■ GOAL
In the listing below, find every line containing "styles" and copy it out.

■ SUPPLIED DATA
►

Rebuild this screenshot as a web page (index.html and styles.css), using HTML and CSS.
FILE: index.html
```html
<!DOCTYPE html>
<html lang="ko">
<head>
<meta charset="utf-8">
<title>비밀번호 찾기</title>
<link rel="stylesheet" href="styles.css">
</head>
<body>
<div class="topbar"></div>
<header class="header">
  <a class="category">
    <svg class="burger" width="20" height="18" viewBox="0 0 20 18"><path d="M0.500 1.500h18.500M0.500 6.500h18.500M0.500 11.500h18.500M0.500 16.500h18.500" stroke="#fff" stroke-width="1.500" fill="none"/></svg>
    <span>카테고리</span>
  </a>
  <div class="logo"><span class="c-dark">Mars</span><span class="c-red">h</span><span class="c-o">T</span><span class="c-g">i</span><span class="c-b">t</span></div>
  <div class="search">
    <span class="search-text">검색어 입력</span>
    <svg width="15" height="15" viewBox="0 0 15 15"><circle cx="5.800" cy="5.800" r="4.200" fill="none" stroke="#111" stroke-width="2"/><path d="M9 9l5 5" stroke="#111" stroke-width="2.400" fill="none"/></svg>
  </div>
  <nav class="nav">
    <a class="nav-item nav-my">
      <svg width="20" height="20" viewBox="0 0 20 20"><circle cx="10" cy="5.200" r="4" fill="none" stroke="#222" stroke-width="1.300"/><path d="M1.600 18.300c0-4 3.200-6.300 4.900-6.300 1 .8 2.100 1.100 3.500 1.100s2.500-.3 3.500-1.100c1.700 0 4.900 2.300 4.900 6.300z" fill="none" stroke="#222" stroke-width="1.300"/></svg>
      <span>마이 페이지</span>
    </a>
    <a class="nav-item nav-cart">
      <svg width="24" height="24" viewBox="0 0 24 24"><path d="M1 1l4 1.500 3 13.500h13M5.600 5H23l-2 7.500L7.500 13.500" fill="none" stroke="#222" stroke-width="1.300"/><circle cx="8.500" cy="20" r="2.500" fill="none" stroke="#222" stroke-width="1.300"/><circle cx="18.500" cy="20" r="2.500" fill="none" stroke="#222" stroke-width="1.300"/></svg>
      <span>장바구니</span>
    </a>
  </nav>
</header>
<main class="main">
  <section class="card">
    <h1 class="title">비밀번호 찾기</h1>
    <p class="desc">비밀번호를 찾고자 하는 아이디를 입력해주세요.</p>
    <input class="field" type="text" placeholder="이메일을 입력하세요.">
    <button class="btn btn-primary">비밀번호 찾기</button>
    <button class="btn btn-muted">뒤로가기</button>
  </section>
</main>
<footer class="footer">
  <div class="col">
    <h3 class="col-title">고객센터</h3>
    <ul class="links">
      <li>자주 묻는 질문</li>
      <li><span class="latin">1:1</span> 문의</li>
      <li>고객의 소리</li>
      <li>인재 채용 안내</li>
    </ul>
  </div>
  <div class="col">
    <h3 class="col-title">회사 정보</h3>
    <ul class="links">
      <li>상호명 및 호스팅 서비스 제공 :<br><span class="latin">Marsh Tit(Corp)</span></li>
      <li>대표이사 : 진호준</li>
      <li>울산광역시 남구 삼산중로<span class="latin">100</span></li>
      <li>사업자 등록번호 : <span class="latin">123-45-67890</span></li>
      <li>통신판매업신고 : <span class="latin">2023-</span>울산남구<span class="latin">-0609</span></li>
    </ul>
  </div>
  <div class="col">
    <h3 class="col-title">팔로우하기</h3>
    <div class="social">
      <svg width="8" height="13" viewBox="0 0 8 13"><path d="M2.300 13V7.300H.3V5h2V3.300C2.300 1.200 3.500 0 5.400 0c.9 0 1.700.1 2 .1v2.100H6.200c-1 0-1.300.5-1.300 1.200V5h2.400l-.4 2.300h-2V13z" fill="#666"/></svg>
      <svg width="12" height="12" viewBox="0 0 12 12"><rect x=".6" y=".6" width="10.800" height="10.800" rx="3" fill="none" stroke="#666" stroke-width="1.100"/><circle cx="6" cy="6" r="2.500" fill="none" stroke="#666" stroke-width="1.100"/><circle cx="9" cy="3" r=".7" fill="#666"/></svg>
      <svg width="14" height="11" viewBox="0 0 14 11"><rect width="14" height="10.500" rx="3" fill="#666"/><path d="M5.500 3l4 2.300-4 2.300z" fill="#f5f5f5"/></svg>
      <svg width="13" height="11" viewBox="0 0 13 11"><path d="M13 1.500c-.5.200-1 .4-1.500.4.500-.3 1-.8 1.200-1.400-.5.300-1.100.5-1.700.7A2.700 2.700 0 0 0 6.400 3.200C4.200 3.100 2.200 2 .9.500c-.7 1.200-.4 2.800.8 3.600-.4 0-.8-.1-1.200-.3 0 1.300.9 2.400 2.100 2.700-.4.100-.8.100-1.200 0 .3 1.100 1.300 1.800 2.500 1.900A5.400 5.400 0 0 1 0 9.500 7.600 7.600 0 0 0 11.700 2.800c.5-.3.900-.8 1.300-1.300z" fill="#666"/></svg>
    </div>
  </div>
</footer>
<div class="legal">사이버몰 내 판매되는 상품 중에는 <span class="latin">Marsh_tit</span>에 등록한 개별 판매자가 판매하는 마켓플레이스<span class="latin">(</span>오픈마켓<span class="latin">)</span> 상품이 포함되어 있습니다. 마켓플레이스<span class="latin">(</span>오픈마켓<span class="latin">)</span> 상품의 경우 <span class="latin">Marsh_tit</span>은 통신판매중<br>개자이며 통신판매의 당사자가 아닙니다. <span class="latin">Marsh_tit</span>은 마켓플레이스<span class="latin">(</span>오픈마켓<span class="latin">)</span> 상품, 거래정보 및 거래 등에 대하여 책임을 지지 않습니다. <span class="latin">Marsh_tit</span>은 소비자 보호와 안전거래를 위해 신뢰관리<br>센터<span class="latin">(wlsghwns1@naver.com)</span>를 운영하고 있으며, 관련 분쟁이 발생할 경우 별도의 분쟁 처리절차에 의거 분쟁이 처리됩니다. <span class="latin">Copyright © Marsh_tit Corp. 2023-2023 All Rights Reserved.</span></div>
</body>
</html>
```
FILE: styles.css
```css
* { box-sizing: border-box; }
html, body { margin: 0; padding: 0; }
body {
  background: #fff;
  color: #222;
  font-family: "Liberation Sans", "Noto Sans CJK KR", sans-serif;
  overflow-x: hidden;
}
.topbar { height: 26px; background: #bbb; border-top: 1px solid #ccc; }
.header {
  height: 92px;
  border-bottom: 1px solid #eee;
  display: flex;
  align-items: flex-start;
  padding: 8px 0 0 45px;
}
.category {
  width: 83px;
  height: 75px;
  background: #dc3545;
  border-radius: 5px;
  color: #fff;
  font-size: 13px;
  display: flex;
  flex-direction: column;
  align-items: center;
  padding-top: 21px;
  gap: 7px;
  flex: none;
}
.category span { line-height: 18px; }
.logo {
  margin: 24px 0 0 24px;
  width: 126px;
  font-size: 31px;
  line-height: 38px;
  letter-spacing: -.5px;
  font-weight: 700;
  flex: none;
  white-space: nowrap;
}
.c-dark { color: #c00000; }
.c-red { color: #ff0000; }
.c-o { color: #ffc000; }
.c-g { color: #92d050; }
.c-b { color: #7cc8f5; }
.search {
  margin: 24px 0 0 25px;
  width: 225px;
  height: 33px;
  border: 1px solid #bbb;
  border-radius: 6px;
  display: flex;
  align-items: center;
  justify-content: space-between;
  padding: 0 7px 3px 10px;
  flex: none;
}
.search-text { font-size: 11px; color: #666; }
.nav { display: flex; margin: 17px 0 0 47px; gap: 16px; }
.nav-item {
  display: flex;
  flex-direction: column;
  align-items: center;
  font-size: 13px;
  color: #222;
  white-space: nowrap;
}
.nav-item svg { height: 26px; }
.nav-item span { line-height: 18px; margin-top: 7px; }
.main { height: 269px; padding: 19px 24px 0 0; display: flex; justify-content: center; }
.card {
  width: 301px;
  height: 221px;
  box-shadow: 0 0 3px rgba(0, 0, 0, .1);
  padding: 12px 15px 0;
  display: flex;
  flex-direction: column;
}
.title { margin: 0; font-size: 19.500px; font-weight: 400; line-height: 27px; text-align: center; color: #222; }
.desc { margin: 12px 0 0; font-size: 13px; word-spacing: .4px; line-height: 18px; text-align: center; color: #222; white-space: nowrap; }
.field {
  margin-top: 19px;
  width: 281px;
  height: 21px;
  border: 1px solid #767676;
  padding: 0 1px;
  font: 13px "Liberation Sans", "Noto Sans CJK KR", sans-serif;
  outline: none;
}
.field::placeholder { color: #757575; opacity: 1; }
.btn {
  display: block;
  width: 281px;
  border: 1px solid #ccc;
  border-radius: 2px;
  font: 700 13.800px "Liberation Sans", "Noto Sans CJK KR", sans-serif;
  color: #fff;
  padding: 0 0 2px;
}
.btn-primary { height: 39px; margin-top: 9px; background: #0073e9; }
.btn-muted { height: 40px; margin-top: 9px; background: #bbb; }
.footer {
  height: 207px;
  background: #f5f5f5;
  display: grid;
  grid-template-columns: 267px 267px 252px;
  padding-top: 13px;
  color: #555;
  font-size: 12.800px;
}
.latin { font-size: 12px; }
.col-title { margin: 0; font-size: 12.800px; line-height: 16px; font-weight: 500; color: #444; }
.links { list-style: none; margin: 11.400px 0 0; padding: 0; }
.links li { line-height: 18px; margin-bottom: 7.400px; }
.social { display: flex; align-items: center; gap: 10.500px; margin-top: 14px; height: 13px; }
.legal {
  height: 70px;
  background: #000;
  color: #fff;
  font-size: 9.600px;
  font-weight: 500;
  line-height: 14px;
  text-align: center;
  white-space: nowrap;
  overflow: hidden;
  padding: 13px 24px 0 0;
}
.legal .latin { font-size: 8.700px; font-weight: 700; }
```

◄

■ OUTPUT FOR THIS EXERCISE
Rebuild this screenshot as a web page (index.html and styles.css), using HTML and CSS.
<link rel="stylesheet" href="styles.css">
FILE: styles.css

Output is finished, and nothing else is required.